If ${\mathbf x}_1,\dots,{\mathbf x}_{n_x}\sim N_p(\boldsymbol{\mu},{\mathbf V})$ and ${\mathbf y}_1,\dots,{\mathbf y}_{n_y}\sim N_p(\boldsymbol{\mu},{\mathbf V})$, with the samples independently drawn from two independent multivariate normal distributions with the same mean and covariance, and we define

$\overline{\mathbf x}=\frac{1}{n_x}\sum_{i=1}^{n_x} \mathbf{x}_i \qquad \overline{\mathbf y}=\frac{1}{n_y}\sum_{i=1}^{n_y} \mathbf{y}_i$

as the sample means, and

${\mathbf W}= \frac{\sum_{i=1}^{n_x}(\mathbf{x}_i-\overline{\mathbf x})(\mathbf{x}_i-\overline{\mathbf x})' +\sum_{i=1}^{n_y}(\mathbf{y}_i-\overline{\mathbf y})(\mathbf{y}_i-\overline{\mathbf y})'}{n_x+n_y-2}$

as the unbiased pooled covariance matrix estimate, then Hotelling's two-sample T-squared statistic is

$t^2 = \frac{n_x n_y}{n_x+n_y}(\overline{\mathbf x}-\overline{\mathbf y})'{\mathbf W}^{-1}(\overline{\mathbf x}-\overline{\mathbf y}) \sim T^2(p, n_x+n_y-2)$

and it can be related to the F-distribution by[3]

$\frac{n_x+n_y-p-1}{(n_x+n_y-2)p}t^2 \sim F(p,n_x+n_y-1-p).$

The non-null distribution of this statistic is the noncentral F-distribution (the ratio of a non-central Chi-squared random variable and an independent central Chi-squared random variable)

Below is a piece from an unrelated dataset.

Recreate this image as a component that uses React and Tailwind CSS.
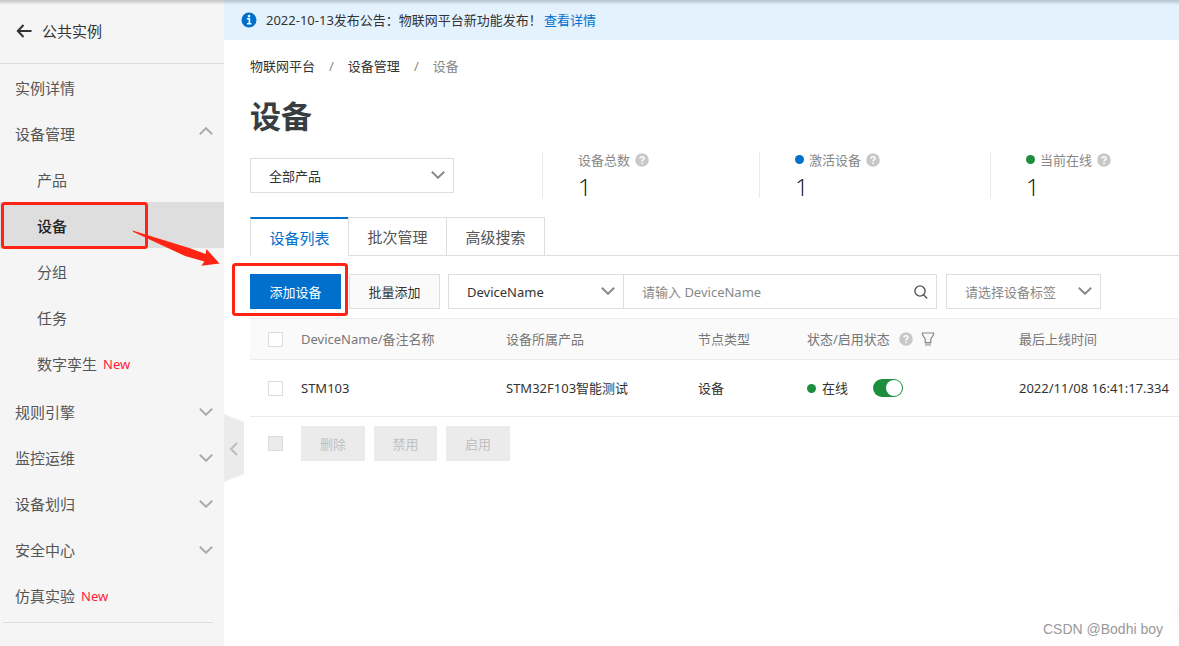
import { useState } from 'react';

const menu = [
  { label: '实例详情' },
  { label: '设备管理', open: true, children: [
    { label: '产品' },
    { label: '设备', active: true },
    { label: '分组' },
    { label: '任务' },
    { label: '数字孪生', isNew: true },
  ] },
  { label: '规则引擎', open: false },
  { label: '监控运维', open: false },
  { label: '设备划归', open: false },
  { label: '安全中心', open: false },
  { label: '仿真实验', isNew: true },
];

const stats = [
  { label: '设备总数', value: 1 },
  { label: '激活设备', value: 1, dot: 'bg-[#0070cc]' },
  { label: '当前在线', value: 1, dot: 'bg-[#1e8e3e]' },
];

const devices = [
  { name: 'STM103', product: 'STM32F103智能测试', type: '设备', status: '在线', lastOnline: '2022/11/08 16:41:17.334' },
];

const Chevron = ({ className = '' }) => (
  <svg viewBox="0 0 14 8" className={`h-2 w-3.5 shrink-0 ${className}`} fill="none" stroke="currentColor" strokeWidth="1.9" aria-hidden="true">
    <path d="M0.8 0.8 L7 6.8 L13.2 0.8" />
  </svg>
);

const Help = () => (
  <svg viewBox="0 0 14 14" className="h-3.5 w-3.5 shrink-0" aria-hidden="true">
    <circle cx="7" cy="7" r="6.8" fill="#c8c8c8" />
    <path d="M5 5.6 C5 3 9 3 9 5.5 C9 6.8 7 6.9 7 8.4" fill="none" stroke="#fff" strokeWidth="1.5" />
    <circle cx="7" cy="10.3" r="0.9" fill="#fff" />
  </svg>
);

const MenuItem = ({ item, sub }) => (
  <li>
    <a
      href="#"
      className={`flex h-[46px] items-center pt-0.5 pr-[11px] text-[15px] ${sub ? 'pl-[37px]' : 'pl-[15px]'} ${item.active ? 'bg-[#dedede] font-medium text-[#222]' : 'text-[#555]'}`}
    >
      <span>{item.label}</span>
      {item.isNew && <span className="ml-1.5 text-[13px] text-[#ff1a3c]">New</span>}
      {item.open !== undefined && (
        <Chevron className={`ml-auto text-[#aaa] ${item.open ? 'mb-1.5 rotate-180' : ''}`} />
      )}
    </a>
    {item.children && (
      <ul className="pb-0.5">
        {item.children.map((child) => <MenuItem key={child.label} item={child} sub />)}
      </ul>
    )}
  </li>
);

const Sidebar = () => (
  <aside className="relative w-56 shrink-0 bg-[#f5f5f5]">
    <a href="#" className="flex h-16 items-center border-b border-[#dedede] pb-0.5 pl-4 text-[15px] text-[#333]">
      <svg viewBox="0 0 16 14" className="mr-2.5 h-3.5 w-4" fill="none" stroke="#333" strokeWidth="2" aria-hidden="true">
        <path d="M7.5 1 L1.8 7 L7.5 13 M2 7 H15.5" />
      </svg>
      公共实例
    </a>
    <nav>
      <ul>
        {menu.map((item) => <MenuItem key={item.label} item={item} />)}
      </ul>
    </nav>
    <hr className="mr-[11px] ml-[3px] mt-1 border-[#dcdcdc]" />
    <button type="button" aria-label="收起菜单" className="absolute left-full top-[414px] h-[68px] w-5">
      <svg viewBox="0 0 20 68" className="h-full w-full" aria-hidden="true">
        <path d="M0 0 L20 8 V60 L0 68 Z" fill="#ebebeb" />
        <path d="M13 29 L7 35 L13 41" fill="none" stroke="#bbb" strokeWidth="1.8" />
      </svg>
    </button>
  </aside>
);

const Select = ({ label, options, className = '' }) => (
  <div className={`relative h-[35px] ${className}`}>
    <select aria-label={label} className="h-full w-full appearance-none border border-[#dedede] bg-white pl-[18px] pr-8 outline-none">
      {options.map((option) => <option key={option}>{option}</option>)}
    </select>
    <Chevron className="pointer-events-none absolute right-[9px] top-[13px] text-[#888]" />
  </div>
);

const Checkbox = ({ label, disabled }) => (
  <input
    type="checkbox"
    aria-label={label}
    disabled={disabled}
    className="block h-[15px] w-[15px] appearance-none border border-[#dcdcdc] bg-white checked:bg-[#0070cc] disabled:bg-[#ebebeb]"
  />
);

const Switch = () => {
  const [on, setOn] = useState(true);
  return (
    <button
      type="button"
      role="switch"
      aria-checked={on}
      aria-label="启用状态"
      onClick={() => setOn(!on)}
      className={`ml-[25px] flex h-[18px] w-[30px] items-center rounded-full p-px ${on ? 'justify-end bg-[#1e8e3e]' : 'justify-start bg-[#ccc]'}`}
    >
      <span className="h-4 w-4 rounded-full bg-white" />
    </button>
  );
};

const Stats = () => (
  <dl className="ml-[88px] flex">
    {stats.map((stat) => (
      <div key={stat.label} className="h-[46px] border-l border-[#ebebeb] pl-[35px] pr-[110px]">
        <dt className="flex h-[15px] items-center gap-[5px] whitespace-nowrap text-[#888]">
          {stat.dot && <span className={`h-[9px] w-[9px] rounded-full ${stat.dot}`} />}
          {stat.label}
          <Help />
        </dt>
        <dd className="mt-1 font-['Open_Sans',sans-serif] text-2xl font-light leading-8 text-[#111]">{stat.value}</dd>
      </div>
    ))}
  </dl>
);

const Tabs = () => (
  <div role="tablist" className="mt-[19px] flex h-[39px] text-[15px] text-[#555]">
    <button type="button" role="tab" aria-selected="true" className="w-[98px] border-l border-t-2 border-l-[#dedede] border-t-[#0070cc] text-[#0070cc]">设备列表</button>
    <button type="button" role="tab" aria-selected="false" className="w-[98px] border-y border-l border-[#dedede]">批次管理</button>
    <button type="button" role="tab" aria-selected="false" className="w-[99px] border border-[#dedede]">高级搜索</button>
    <div className="flex-1 border-b border-[#dedede]" />
  </div>
);

const Toolbar = () => (
  <div className="mt-[18px] flex h-[35px]">
    <button type="button" className="w-[91px] bg-[#0070cc] text-white">添加设备</button>
    <button type="button" className="ml-2 w-[91px] border border-[#dedede] bg-[#fafafa]">批量添加</button>
    <Select label="搜索字段" options={['DeviceName']} className="ml-2 w-44" />
    <div className="relative -ml-px w-[314px]">
      <input type="text" aria-label="DeviceName" placeholder="请输入 DeviceName" className="h-full w-full border border-[#dedede] pl-[18px] pr-9 outline-none placeholder:text-[#888]" />
      <svg viewBox="0 0 14 14" className="absolute right-[9px] top-[11px] h-3.5 w-3.5" fill="none" stroke="#555" strokeWidth="1.4" aria-hidden="true">
        <circle cx="6" cy="6" r="5.1" />
        <path d="M9.6 9.8 L13.2 13.4" />
      </svg>
    </div>
    <Select label="设备标签" options={['请选择设备标签']} className="ml-[9px] w-[155px] text-[#888]" />
  </div>
);

const DeviceTable = () => (
  <table className="mt-[9px] w-full table-fixed border-separate border-spacing-0 text-left">
    <thead>
      <tr className="text-[#777] *:h-[42px] *:border-y *:border-[#ebebeb] *:bg-[#fafafa] *:pl-[18px] *:font-normal">
        <th className="w-[33px]"><Checkbox label="全选" /></th>
        <th className="w-[205px]">DeviceName/备注名称</th>
        <th className="w-48">设备所属产品</th>
        <th className="w-[109px]">节点类型</th>
        <th className="w-[212px]">
          <span className="flex items-center">
            <span className="mr-[9px]">状态/启用状态</span>
            <Help />
            <svg viewBox="0 0 14 16" className="ml-2 h-4 w-3.5" fill="none" stroke="#888" strokeWidth="1.2" aria-hidden="true">
              <path d="M1.4 2 H12.6 V3.6 L9.8 8 V11.6 H4.2 V8 L1.4 3.6 Z" />
              <path d="M4 13.6 H10" stroke="#bbb" strokeWidth="2.4" />
            </svg>
          </span>
        </th>
        <th>最后上线时间</th>
      </tr>
    </thead>
    <tbody>
      {devices.map((device) => (
        <tr key={device.name} className="*:h-[57px] *:whitespace-nowrap *:border-b *:border-[#ebebeb] *:pl-[18px]">
          <td><Checkbox label={device.name} /></td>
          <td>{device.name}</td>
          <td>{device.product}</td>
          <td>{device.type}</td>
          <td>
            <span className="flex items-center">
              <span className="mr-1.5 h-[9px] w-[9px] rounded-full bg-[#1e8e3e]" />
              {device.status}
              <Switch />
            </span>
          </td>
          <td>{device.lastOnline}</td>
        </tr>
      ))}
    </tbody>
  </table>
);

// Marcas rojas que guían al usuario hasta el botón de alta
const Annotations = () => (
  <svg viewBox="0 0 360 330" className="pointer-events-none absolute left-0 top-0 h-[330px] w-[360px]" aria-hidden="true">
    <g fill="none" stroke="#ff2314" strokeWidth="3">
      <rect x="2.5" y="203.5" width="144" height="44" rx="2" />
      <rect x="233.5" y="264.5" width="113" height="50" rx="2" />
    </g>
    <path d="M132.5 230.6 L190 248.2 L205.6 254 L206.4 249 L219.5 263.4 L201.4 265.8 L204.4 261.6 L185 256 L133 231.8 Z" fill="#ff2314" />
  </svg>
);

const App = () => {
  return (
    <div className="relative flex min-h-screen overflow-hidden bg-white font-['Noto_Sans','Noto_Sans_CJK_SC',sans-serif] text-[13px] leading-5 text-[#333]">
      <Sidebar />
      <main className="min-w-0 flex-1">
        <div className="flex h-10 items-center bg-[#e4f2fe] pl-[17px]">
          <svg viewBox="0 0 16 16" className="mr-[9px] h-4 w-4" aria-hidden="true">
            <circle cx="8" cy="8" r="7.5" fill="#0070cc" />
            <path d="M6 6.8 H8.4 V11.4 M6 11.8 H10.4" fill="none" stroke="#fff" strokeWidth="1.6" />
            <circle cx="8" cy="4.1" r="1.3" fill="#fff" />
          </svg>
          <span className="mr-0.5">2022-10-13发布公告：物联网平台新功能发布！</span>
          <a href="#" className="text-[#0070cc]">查看详情</a>
        </div>
        <div className="pl-[26px]">
          <nav className="flex gap-3.5 pt-4">
            <a href="#">物联网平台</a>
            <span className="text-[#888]">/</span>
            <a href="#">设备管理</a>
            <span className="text-[#888]">/</span>
            <span className="text-[#888]">设备</span>
          </nav>
          <h1 className="mt-5 text-[31px] font-bold leading-10 text-[#373d41]">设备</h1>
          <div className="mt-4 flex">
            <Select label="产品" options={['全部产品']} className="mt-1.5 w-51 shrink-0" />
            <Stats />
          </div>
          <Tabs />
          <Toolbar />
          <DeviceTable />
          <div className="mt-[9px] flex h-[35px] items-center pl-[18px] text-[#c1c1c1]">
            <Checkbox label="批量选择" disabled />
            <div className="ml-[18px] flex h-full gap-[9px]">
              <button type="button" disabled className="w-16 bg-[#ebebeb]">删除</button>
              <button type="button" disabled className="w-[63px] bg-[#ebebeb]">禁用</button>
              <button type="button" disabled className="w-16 bg-[#ebebeb]">启用</button>
            </div>
          </div>
        </div>
      </main>
      <div className="absolute inset-x-0 top-0 h-[5px] bg-linear-to-b from-black/20 to-transparent" />
      <Annotations />
      <div className="absolute -right-10 bottom-6 h-5 w-10 rounded-full shadow-[0_0_8px_rgba(0,0,0,0.08)]" />
      <p className="absolute bottom-2 right-4 font-['Liberation_Sans',sans-serif] text-sm leading-[18px] text-[#999]">CSDN @Bodhi boy</p>
    </div>
  );
};

export default App;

$\frac{n_x+n_y-p-1}{(n_x+n_y-2)p}t^2 \sim F(p,n_x+n_y-1-p;\delta),$

with

$\delta = \frac{n_x n_y}{n_x+n_y}\boldsymbol{\nu}'\mathbf{V}^{-1}\boldsymbol{\nu},$

where $\boldsymbol{\nu}$ is the difference vector between the population means.